Shellrock defended by saying that it had made reasonable efforts and that in any event, specific performance should not have been awarded.

After an 8 day trial, the judge found in favour of the plaintiffs and ordered specific performance.

On appeal, the Court of Appeal observed that according to the minutes kept by the Committee of Adjustments, the consultant who had prepared the severance application and represented Shellrock at the Committee of Adjustment hearing had informed the Committee that:

(a) the only reason Shellrock was applying for severance was to meet its legal obligations to the plaintiff;

(b) he agreed with the municipal staff’s recommended refusal of the application because the proposal did not meet the Town’s official plan or zoning by-law; and

(c) he agreed that the consent application was not an example of good planning.

The consultant testified at trial and denied having said these things but the trial judge did not believe the consultant and neither did the Court of Appeal. The Court of Appeal’s summary comment was simply that Shellrock’s conduct “was far removed from a ‘best efforts’ attempt to obtain a severance; indeed these minutes appear to document a ‘worst efforts’ attempt”.

On the question of specific performance, the Court of Appeal agreed with the trial judge that the 1 acre block had been created, from the plaintiffs’ perspective, to preserve their rights including the right to specific performance. The Court of Appeal also agreed that in this particular case, damages would not be an adequate remedy. In fact, it was hard for the Court to imagine a more unique property. The property had been the plaintiffs’ home since 1978. They had worked the property as a farm for decades and in 1989 built a golf course on part of it. They wanted to stay on the property and be part of whatever subdivision was built. They did not want to stand in Shellrock’s way and simply wanted their home to remain among the new development.

As a result, the Court of Appeal accepted that specific performance was an entirely reasonable remedy.

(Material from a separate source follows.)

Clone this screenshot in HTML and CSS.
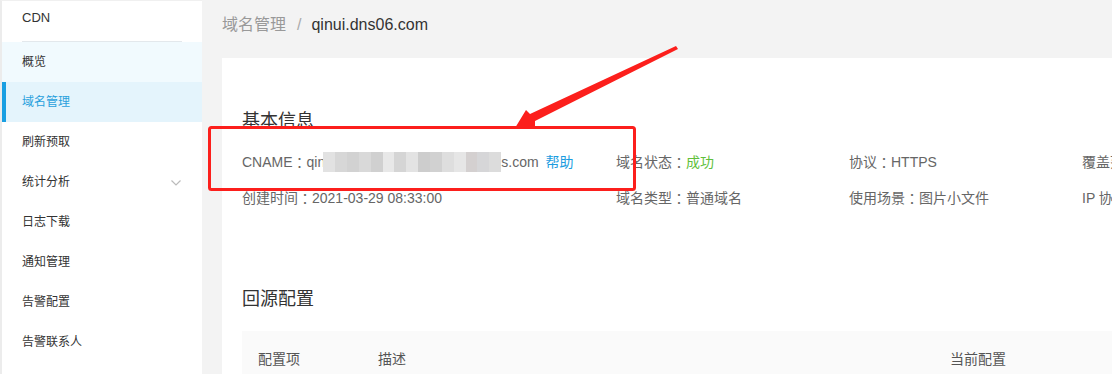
FILE: index.html
```html
<!DOCTYPE html>
<html lang="zh-CN">
<head>
<meta charset="utf-8">
<title>域名管理</title>
<link rel="stylesheet" href="styles.css">
</head>
<body>
<div class="layout">
  <aside class="sidebar">
    <div class="side-title"><span>CDN</span></div>
    <ul class="menu">
      <li class="menu-item soft">概览</li>
      <li class="menu-item active">域名管理</li>
      <li class="menu-item">刷新预取</li>
      <li class="menu-item has-sub">统计分析
        <svg class="chev" width="10" height="6" viewBox="0 0 10 6"><path d="M0.5 0.5 L5 5 L9.5 0.5" fill="none" stroke="#bbb" stroke-width="1.2"/></svg>
      </li>
      <li class="menu-item">日志下载</li>
      <li class="menu-item">通知管理</li>
      <li class="menu-item">告警配置</li>
      <li class="menu-item">告警联系人</li>
    </ul>
  </aside>
  <main class="main">
    <div class="crumb"><span class="crumb-parent">域名管理</span><span class="crumb-sep">/</span><span class="crumb-cur">qinui.dns06.com</span></div>
    <section class="card">
      <h2 class="sec-title first">基本信息</h2>
      <div class="info-grid">
        <div class="info">CNAME<span class="colon">：</span>qin<span class="blur"><i style="background:#e2e2e2"></i><i style="background:#d7d7d7"></i><i style="background:#d2d2d2"></i><i style="background:#d9d9d9"></i><i style="background:#d0d0d0"></i><i style="background:#e8e8e8"></i><i style="background:#d5d5d5"></i><i style="background:#e3e3e3"></i><i style="background:#cdcdcd"></i><i style="background:#d1d1d1"></i><i style="background:#dedede"></i><i style="background:#e6e6e6"></i><i style="background:#d4d0d0"></i><i style="background:#d6d6d8"></i><i style="background:#dcdcdc"></i></span>s.com<a class="help">帮助</a></div>
        <div class="info">域名状态<span class="colon">：</span><span class="ok">成功</span></div>
        <div class="info">协议<span class="colon">：</span>HTTPS</div>
        <div class="info">覆盖范围<span class="colon">：</span>全球</div>
        <div class="info">创建时间<span class="colon">：</span>2021-03-29 08:33:00</div>
        <div class="info">域名类型<span class="colon">：</span>普通域名</div>
        <div class="info">使用场景<span class="colon">：</span>图片小文件</div>
        <div class="info">IP 协议<span class="colon">：</span>IPv4</div>
      </div>
      <h2 class="sec-title second">回源配置</h2>
      <div class="table-head">
        <span class="th c1">配置项</span>
        <span class="th c2">描述</span>
        <span class="th c3">当前配置</span>
      </div>
    </section>
  </main>
</div>
<svg class="annot" width="1112" height="374" viewBox="0 0 1112 374">
  <rect x="209.5" y="127.5" width="425" height="62" rx="2" fill="none" stroke="#fc1f1c" stroke-width="3"/>
  <polygon points="515,128 526,110 530,114 676,46 678,49 535,121 535,126" fill="#fc1f1c"/>
</svg>
</body>
</html>
```

FILE: styles.css
```css
* { box-sizing: border-box; }
html, body { margin: 0; padding: 0; overflow: hidden; }
body {
  width: 1112px;
  height: 374px;
  font-family: "Liberation Sans", "Noto Sans CJK SC", sans-serif;
  color: #333;
  background: #f3f3f3;
  position: relative;
}
.layout { display: flex; height: 374px; }
.sidebar {
  width: 202px;
  flex: none;
  background: #fff;
  border-left: 2px solid #ececec;
  border-top: 1px solid #f0f0f0;
}
.side-title {
  height: 41px;
  padding: 0 20px;
}
.side-title span {
  display: block;
  height: 41px;
  line-height: 34px;
  font-size: 13px;
  color: #333;
  border-bottom: 1px solid #e3e8ec;
}
.menu { list-style: none; margin: 0; padding: 0; }
.menu-item {
  height: 40px;
  line-height: 40px;
  padding: 0 21px 0 16px;
  font-size: 12px;
  color: #333;
  display: flex;
  align-items: center;
  justify-content: space-between;
  border-left: 4px solid transparent;
}
.menu-item.soft { background: #f1fafe; }
.menu-item.active {
  background: #e4f4fc;
  color: #29a1dd;
  border-left-color: #1a9fe2;
}
.chev { margin-top: 1px; }
.main {
  flex: 1;
  min-width: 0;
  padding-left: 20px;
}
.crumb {
  height: 58px;
  padding-top: 14px;
  line-height: 22px;
  font-size: 16px;
  white-space: nowrap;
}
.crumb-parent { color: #999; }
.crumb-sep { color: #aaa; margin: 0 10px 0 11px; }
.crumb-cur { color: #333; }
.card {
  background: #fff;
  height: 316px;
  padding: 0 20px;
}
.sec-title {
  margin: 0;
  font-size: 18px;
  font-weight: normal;
  line-height: 24px;
  color: #333;
}
.sec-title.first { padding-top: 51px; }
.sec-title.second { margin-top: 71px; }
.info-grid {
  margin-top: 11px;
  display: grid;
  grid-template-columns: 374px 233px 233px 233px;
  width: 1073px;
}
.info {
  height: 36px;
  line-height: 36px;
  font-size: 14px;
  color: #666;
  white-space: nowrap;
  display: flex;
  align-items: center;
}
.colon { font-family: "Noto Sans CJK TC", "Noto Sans CJK SC", sans-serif; }
.blur { display: flex; height: 20px; width: 178px; margin-left: -2px; }
.blur i { flex: 1; height: 20px; display: block; }
.help { color: #1d9de0; margin-left: 7px; text-decoration: none; }
.ok { color: #61bf3b; }
.table-head {
  margin-top: 20px;
  background: #fafafa;
  height: 54px;
  width: 1073px;
  display: flex;
  align-items: center;
  font-size: 14px;
  color: #555;
  padding-left: 16px;
}
.th.c1 { width: 120px; }
.th.c2 { width: 572px; }
.annot { position: absolute; left: 0; top: 0; pointer-events: none; }
```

The trend in the case law for many years has been to diminish the availability of specific performance as a remedy. It appears to be extremely difficult for developers to obtain this type of remedy at this point and only slightly less difficult for homeowners or home purchasers. This was a very unusual case but it did give the Court an opportunity to confirm that specific performance remains available in at least some circumstances.